Neri v. Retail Marine Corp.
334 N.Y.S.2d 165, 285 N.E.2d 311 (N.Y. 1972)

  • Neri contracted to buy a boat from Retail Marine for $12k, with a $4k deposit. However, Neri told Retail Marine he was hospitalized and couldn’t pay for the boat.
    • Retail Marine had already ordered the boat from the manufacturer.
  • Retail Marine declined to refund Neri’s deposit and he sued to recover. Retail Marine countersued and claimed $4k of damages from Neri’s breach of contract.
    • The boat was sold to another person for the same price.
      • Neri claimed this meant that Retail Marine’s loss was recouped.
      • Retail Marine claimed that it would have sold two boats if Neri had honored his contract.
      • Basically, Retail Marine claimed that they were a lost volume seller.
        • Lost volume sellers lose profit even if they mitigate the damages by selling the goods to a new person for the same price!
        • Under this reasoning, almost all commercial sellers would be lost volume sellers. The only ones who wouldn’t be are those people who only have one item to sell (e.g. if your neighbor is selling his used car).
  • Trial Court found for Neri. Retail Marine appealed.
    • The Trial Court found that, under UCC §2-718(2)(b) Retail Marine had not proved any incidental damages, and therefore should return the deposit money to Neri (except for $500.)
  • Appellate Court reversed.
    • The Appellate Court looked to UCC §2-718(2)(b) which states that although the buyer is in breach, they can have back any payment which “exceeds reasonable liquidated damages stipulated by the contract”, or, in absence of such stipulation (like this case), “20% of the buyers total performance, or $500, whichever is smaller.”

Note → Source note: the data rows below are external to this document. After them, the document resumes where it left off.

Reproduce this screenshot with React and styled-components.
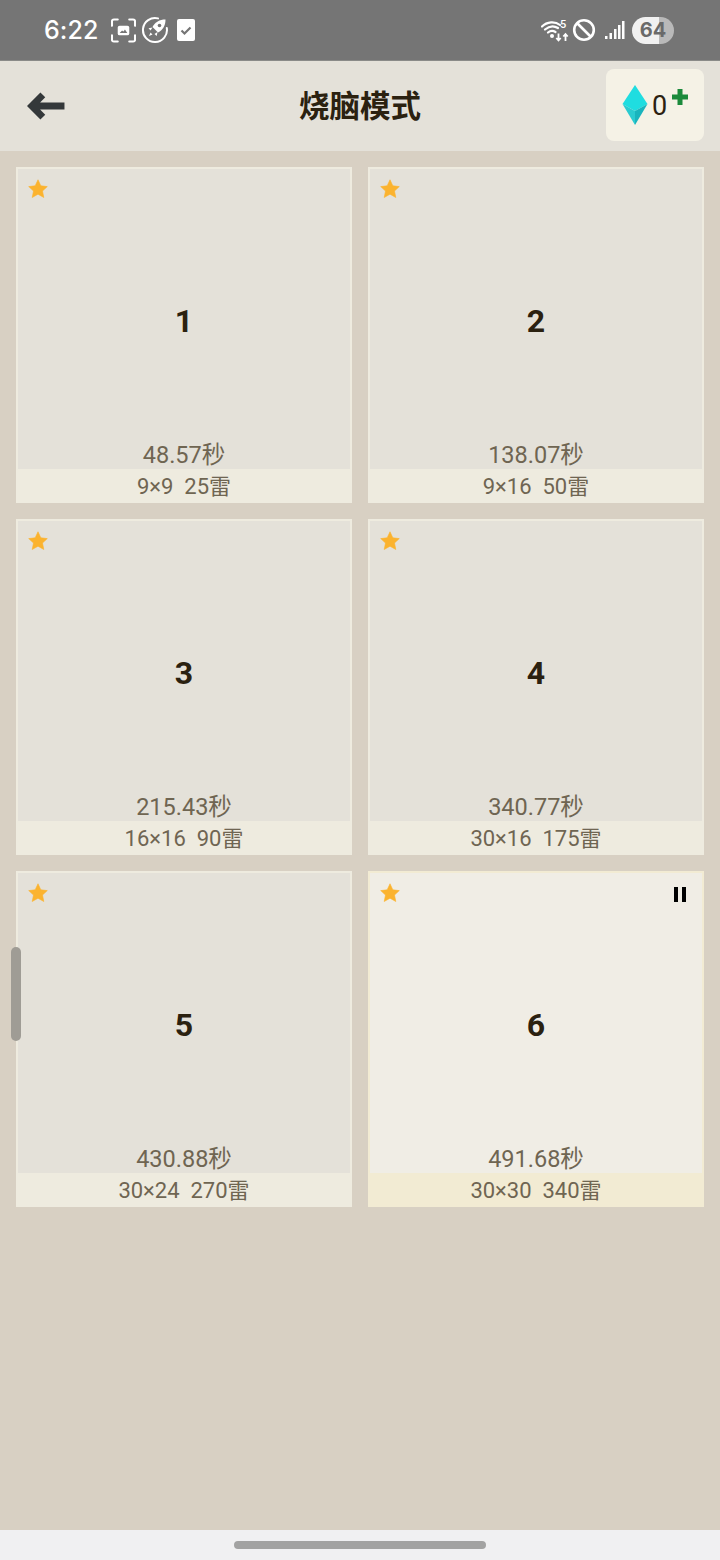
import React from "react";
import styled, {createGlobalStyle} from "styled-components";

const levels = [
  {id: 1, time: "48.57秒", info: "9×9  25雷"},
  {id: 2, time: "138.07秒", info: "9×16  50雷"},
  {id: 3, time: "215.43秒", info: "16×16  90雷"},
  {id: 4, time: "340.77秒", info: "30×16  175雷"},
  {id: 5, time: "430.88秒", info: "30×24  270雷"},
  {id: 6, time: "491.68秒", info: "30×30  340雷", active: true},
];

const Star = () => <StarIcon viewBox="0 0 20 20">
  <path d="M10 .8l2.800 6 6.500.8-4.800 4.400 1.300 6.500L10 15.200l-5.800 3.300 1.300-6.500L.7 7.600l6.500-.8z" fill="#fbb32f" stroke="#fbb32f" strokeWidth=".6" strokeLinejoin="round"/>
</StarIcon>;

const StatusBar = () => <Status>
  <Clock>6:22</Clock>
  <StatusIcon $left={12} width="25" height="25" viewBox="0 0 26 26" fill="none">
    <path d="M1 8V3.500Q1 1.500 3 1.500H7M19 1.500H23Q25 1.500 25 3.500V8M25 18V22.500Q25 24.500 23 24.500H19M7 24.500H3Q1 24.500 1 22.500V18" stroke="#fff" strokeWidth="2.200" strokeLinecap="round"/>
    <rect x="7" y="8" width="12" height="10" rx="2" fill="#fff"/>
    <path d="M9 15.500l2.500-2.500 1.500 1 1.500-2 2.500 3.500z" fill="#757575"/>
  </StatusIcon>
  <StatusIcon $left={5} width="28" height="28" viewBox="0 0 28 28" fill="none">
    <path d="M17 2.400A12 12 0 1 0 25.800 12" stroke="#fff" strokeWidth="2" strokeLinecap="round"/>
    <path d="M24.500 3.500c-6 0-10.500 2.500-13 7.500l5.500 5.500c5-2.500 7.500-7 7.500-13z" fill="#fff"/>
    <circle cx="18.500" cy="9.500" r="1.800" fill="#757575"/>
    <path d="M11.500 11.500l-4 .8 2 2.200zM16.500 16l-.8 4-2.200-2zM9.500 16.500l2 2-3.500 1.500z" fill="#fff"/>
  </StatusIcon>
  <StatusIcon $left={8} width="18" height="22" viewBox="0 0 18 22">
    <rect width="18" height="22" rx="2" fill="#fff"/>
    <path d="M4.500 11.500l3 3 6-6" stroke="#757575" strokeWidth="2.200" fill="none"/>
  </StatusIcon>
  <StatusRight>
    <svg width="29" height="24" viewBox="0 0 29 24" fill="none">
      <path d="M1 8.500C6 3.500 14 3 19 7M4 11.500C8 8 13 7.500 17 10M7 14.500C9.500 12.500 12 12.500 14.500 14" stroke="#fff" strokeWidth="2.200" strokeLinecap="round"/>
      <circle cx="11" cy="18" r="2" fill="#fff"/>
      <path d="M17.500 15.500v7M15.300 20l2.200 2.500 2.200-2.500M24.500 23v-7M22.300 18.500l2.200-2.500 2.200 2.500" stroke="#fff" strokeWidth="1.800"/>
      <StatusDigit x="19" y="9.500">5</StatusDigit>
    </svg>
    <StatusIcon $left={2} width="24" height="24" viewBox="0 0 24 24" fill="none">
      <circle cx="12" cy="12" r="9.800" stroke="#fff" strokeWidth="2.600"/>
      <path d="M5 5l14 14" stroke="#fff" strokeWidth="2.600"/>
    </StatusIcon>
    <StatusIcon $left={9} width="20" height="20" viewBox="0 0 20 20" fill="#fff">
      <rect x="0" y="16" width="2.500" height="3"/>
      <rect x="4.500" y="13" width="2.500" height="6"/>
      <rect x="9" y="9" width="2.500" height="10"/>
      <rect x="13" y="5" width="2.500" height="14"/>
      <rect x="17" y="1" width="2.500" height="18"/>
    </StatusIcon>
    <Battery>64</Battery>
  </StatusRight>
</Status>;

const Header = () => <AppBar>
  <BackIcon viewBox="0 0 36 28">
    <path d="M15 3.500L4.500 14 15 24.500M7 14h28.500" fill="none" stroke="#34383a" strokeWidth="6.500"/>
  </BackIcon>
  <Title>烧脑模式</Title>
  <GemBox>
    <svg width="26" height="40" viewBox="0 0 26 40">
      <path d="M13 0L25.500 19 13 26 .5 19z" fill="#1fdde0"/>
      <path d="M13 26L25.500 19 13 40z" fill="#19b4bd"/>
      <path d="M13 26L.5 19 13 40z" fill="#2acbd0"/>
    </svg>
    <GemCount>0</GemCount>
    <PlusIcon viewBox="0 0 16 16">
      <path d="M5.500 0h5v5.500H16v5h-5.500V16h-5v-5.500H0v-5h5.500z" fill="#1b8a3b"/>
    </PlusIcon>
  </GemBox>
</AppBar>;

const LevelCard = ({level}) => <Card $active={level.active}>
  <CardBody>
    <Star/>
    {level.active && <Pause><i/><i/></Pause>}
    <Num>{level.id}</Num>
    <Time>{level.time}</Time>
  </CardBody>
  <Info $active={level.active}>{level.info}</Info>
</Card>;

export default function App() {
  return <Page>
    <GlobalStyle/>
    <StatusBar/>
    <Header/>
    <Grid>
      {levels.map(level => <LevelCard key={level.id} level={level}/>)}
    </Grid>
    <Scrollbar/>
    <NavBar><NavHandle/></NavBar>
  </Page>;
}

const GlobalStyle = createGlobalStyle`
  html, body {
    margin: 0;
    padding: 0;
    background: #d8d0c3;
  }
`;

const Page = styled.div`
  position: relative;
  width: 720px;
  height: 1560px;
  display: flex;
  flex-direction: column;
  overflow: hidden;
  background: #d8d0c3;
  font-family: Roboto, "Noto Sans CJK SC", sans-serif;
`;

const Status = styled.div`
  height: 61px;
  flex: none;
  display: flex;
  align-items: center;
  padding: 0 46px 0 44px;
  background: #757575;
  box-sizing: border-box;
  border-bottom: 1px solid #8a8a88;
`;

const StatusIcon = styled.svg`
  flex: none;
  margin-left: ${p => p.$left}px;
`;

const StatusDigit = styled.text`
  font-family: Roboto, sans-serif;
  font-size: 11px;
  font-weight: 500;
  fill: #fff;
`;

const Clock = styled.div`
  font-family: Inter, Roboto, sans-serif;
  font-size: 25px;
  font-weight: 500;
  color: #fff;
  letter-spacing: 0.1px;
`;

const StatusRight = styled.div`
  margin-left: auto;
  display: flex;
  align-items: center;
`;

const Battery = styled.div`
  width: 42px;
  height: 27px;
  margin-left: 7px;
  border-radius: 14px;
  background: linear-gradient(90deg, #f1f1f1 0 64%, #b9b9b9 64% 100%);
  color: #6a6a6a;
  font-family: Inter, Roboto, sans-serif;
  font-size: 20px;
  font-weight: 700;
  line-height: 27px;
  text-align: center;
`;

const AppBar = styled.div`
  position: relative;
  height: 90px;
  flex: none;
  display: flex;
  align-items: center;
  justify-content: space-between;
  padding: 0 16px 2px 27px;
  box-sizing: border-box;
  background: #e4e1d9;
`;

const BackIcon = styled.svg`
  width: 38px;
  height: 30px;
  margin-top: 2px;
`;

const Title = styled.h1`
  position: absolute;
  top: 0;
  left: 0;
  right: 0;
  margin: 0;
  text-align: center;
  font-size: 30.5px;
  line-height: 92px;
  font-weight: 700;
  color: #2b2110;
  pointer-events: none;
`;

const GemBox = styled.div`
  position: relative;
  width: 98px;
  height: 72px;
  display: flex;
  align-items: center;
  padding-left: 16px;
  box-sizing: border-box;
  border-radius: 8px;
  background: #f5f2e6;
`;

const GemCount = styled.span`
  margin: 2px 0 0 4px;
  font-size: 27px;
  color: #2b2110;
`;

const PlusIcon = styled.svg`
  position: absolute;
  top: 20px;
  right: 16px;
  width: 16px;
  height: 16px;
`;

const Grid = styled.div`
  display: grid;
  grid-template-columns: repeat(2, 336px);
  grid-auto-rows: 336px;
  gap: 16px;
  padding: 16px;
`;

const Card = styled.div`
  display: flex;
  flex-direction: column;
  box-sizing: border-box;
  border: 2px solid ${p => p.$active ? "#f2ebd3" : "#eeebdf"};
  border-bottom: 0;
  background: ${p => p.$active ? "#f0ede5" : "#e4e1d9"};
`;

const CardBody = styled.div`
  position: relative;
  flex: 1;
  display: flex;
  flex-direction: column;
  align-items: center;
  justify-content: flex-end;
`;

const StarIcon = styled.svg`
  position: absolute;
  top: 10px;
  left: 10px;
  width: 20px;
  height: 20px;
`;

const Pause = styled.div`
  position: absolute;
  top: 14px;
  right: 16px;
  display: flex;
  gap: 4px;

  i {
    display: block;
    width: 4px;
    height: 15px;
    background: #000;
  }
`;

const Num = styled.div`
  position: absolute;
  top: 133px;
  left: 0;
  right: 0;
  text-align: center;
  font-size: 32px;
  line-height: 38px;
  font-weight: 700;
  color: #2b2110;
`;

const Time = styled.div`
  font-size: 23.5px;
  line-height: 30px;
  margin-bottom: -1px;
  color: #6f6552;
`;

const Info = styled.div`
  height: 34px;
  margin: 0 -2px;
  background: ${p => p.$active ? "#f2ebd3" : "#eeebdf"};
  font-size: 22px;
  line-height: 36px;
  text-align: center;
  white-space: pre;
  color: #6f6552;
`;

const Scrollbar = styled.div`
  position: absolute;
  left: 11px;
  top: 947px;
  width: 10px;
  height: 94px;
  border-radius: 5px;
  background: #9f9c95;
`;

const NavBar = styled.div`
  position: absolute;
  left: 0;
  right: 0;
  bottom: 0;
  height: 30px;
  display: flex;
  align-items: center;
  justify-content: center;
  background: #f0f0f2;
`;

const NavHandle = styled.div`
  width: 252px;
  height: 8px;
  border-radius: 4px;
  background: #a2a2a2;
`;
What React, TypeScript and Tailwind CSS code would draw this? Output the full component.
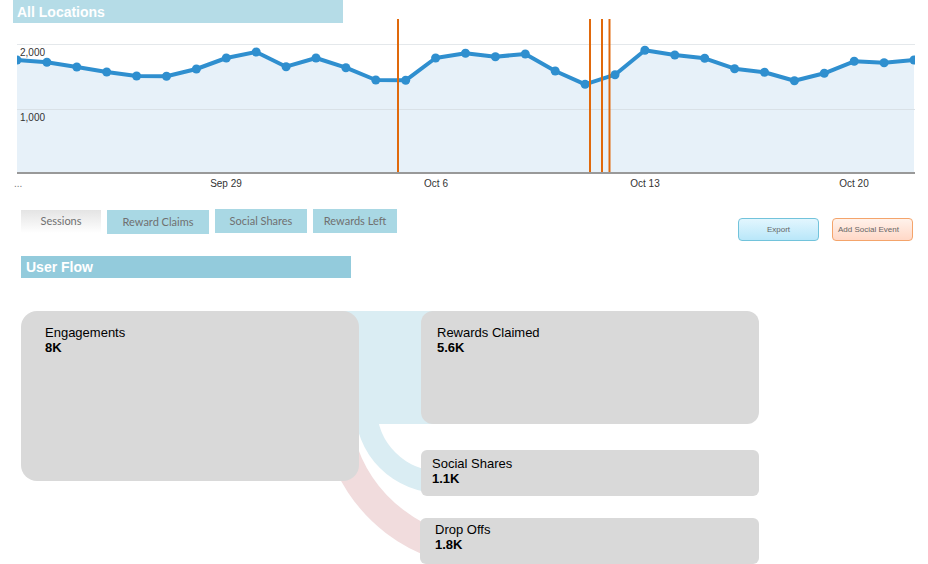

      • However, this can be overruled by other provisions in the UCC:
        • UCC §2-708 says that, “the measure of the damages for non-acceptance or repudiation by the buyer is the difference between the market price at the time and place for tender and the unpaid contract price together with any incidental damages.”
        • UCC § 2-708(2) implies that the idea that one can recoup damages by reselling the material to someone else assumes that you only have a limited number of items to sell. If, in reality, you have an inexhaustable supply, a breach of contract costs the seller the entire profit for an item, even if he then sells that item. To someone else, since he could have had two sales instead of one. This is the principle of a lost volume seller.
        • The concluding clause of UCC §2-708(2), “any due credit for payments of proceeds of resale,” is only relevant to the ‘junk value’ of the goods, if they are sold as scrap. This clause is not to imply the proceeds of resale for the boat itself. If it did apply, then the last cause of §2-708(2) would essentially negate the rest of the section!
        • According to several parts of the UCC (§1-106(1), §2-710, §2-708(2)) legal fees are generally not considered a protective expense.
  • Sometimes marginal costs exceed marginal revenues. It’s not always profitable to make ‘one more sale’. This is why stores close at night, it’s not profitable to pay the extra salaries to keep the store open all night, even if it results in more sales. Retail Marine does not stay open all night, so the court was wrong is assuming that they could always make a profit on ‘one more sale’. There is an optimal number of sales per day, regardless of what goods you are selling.